## Exercise objective
Write the listing below out again exactly, dropping the images.

## Collected data
━━━━━━
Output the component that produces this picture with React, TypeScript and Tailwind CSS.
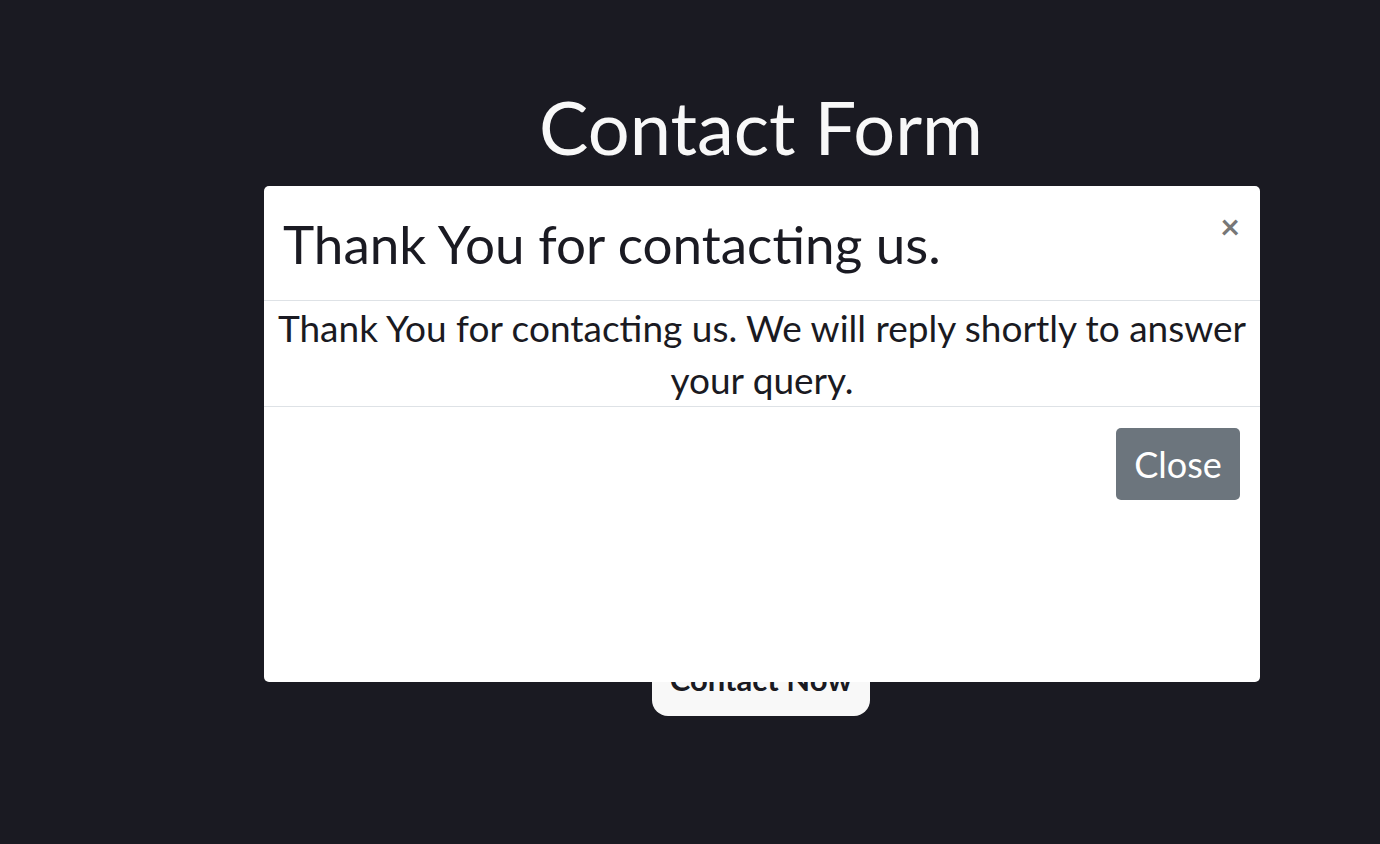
export default function App() {
  return (
    <div className="relative min-h-screen bg-[#1a1a22] font-['Lato','Noto_Sans',sans-serif]">
      {/* page content behind the modal */}
      <main className="flex flex-col items-center pl-[142px] pt-[88px]">
        <h1 className="text-[74px] leading-[78px] text-[#f8f8f8]">Contact Form</h1>
        <div className="h-[478px]" />
        <button
          type="button"
          className="h-[72px] w-[218px] rounded-[16px] bg-[#f8f8f8] pb-[2px] text-[31px] font-bold text-[#1a1a22]"
        >
          Contact Now
        </button>
      </main>

      {/* success modal */}
      <div className="fixed inset-0 pl-[264px] pt-[186px]">
        <div className="flex h-[496px] w-[996px] flex-col rounded-[5px] bg-white text-[#1a1a22]">
          <div className="flex h-[115px] items-start justify-between border-b border-[#dee2e6] pl-[19px] pr-[20px]">
            <h5 className="mt-[28px] text-[53px] leading-[60px]">Thank You for contacting us.</h5>
            <button type="button" className="mt-[20px] text-[34px] font-bold leading-[40px] text-[#777]">
              ×
            </button>
          </div>
          <div className="border-b border-[#dee2e6] px-[12px] pt-[1px] text-center text-[37px] leading-[52px]">
            Thank You for contacting us. We will reply shortly to answer
            <br />
            your query.
          </div>
          <div className="flex justify-end px-[20px] pt-[21px]">
            <button
              type="button"
              className="h-[72px] w-[124px] rounded-[5px] bg-[#6c757d] text-[36px] text-white"
            >
              Close
            </button>
          </div>
        </div>
      </div>
    </div>
  );
}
━━━━━━
## Task answer
Output the component that produces this picture with React, TypeScript and Tailwind CSS.
export default function App() {
  return (
    <div className="relative min-h-screen bg-[#1a1a22] font-['Lato','Noto_Sans',sans-serif]">
      {/* page content behind the modal */}
      <main className="flex flex-col items-center pl-[142px] pt-[88px]">
        <h1 className="text-[74px] leading-[78px] text-[#f8f8f8]">Contact Form</h1>
        <div className="h-[478px]" />
        <button
          type="button"
          className="h-[72px] w-[218px] rounded-[16px] bg-[#f8f8f8] pb-[2px] text-[31px] font-bold text-[#1a1a22]"
        >
          Contact Now
        </button>
      </main>

      {/* success modal */}
      <div className="fixed inset-0 pl-[264px] pt-[186px]">
        <div className="flex h-[496px] w-[996px] flex-col rounded-[5px] bg-white text-[#1a1a22]">
          <div className="flex h-[115px] items-start justify-between border-b border-[#dee2e6] pl-[19px] pr-[20px]">
            <h5 className="mt-[28px] text-[53px] leading-[60px]">Thank You for contacting us.</h5>
            <button type="button" className="mt-[20px] text-[34px] font-bold leading-[40px] text-[#777]">
              ×
            </button>
          </div>
          <div className="border-b border-[#dee2e6] px-[12px] pt-[1px] text-center text-[37px] leading-[52px]">
            Thank You for contacting us. We will reply shortly to answer
            <br />
            your query.
          </div>
          <div className="flex justify-end px-[20px] pt-[21px]">
            <button
              type="button"
              className="h-[72px] w-[124px] rounded-[5px] bg-[#6c757d] text-[36px] text-white"
            >
              Close
            </button>
          </div>
        </div>
      </div>
    </div>
  );
}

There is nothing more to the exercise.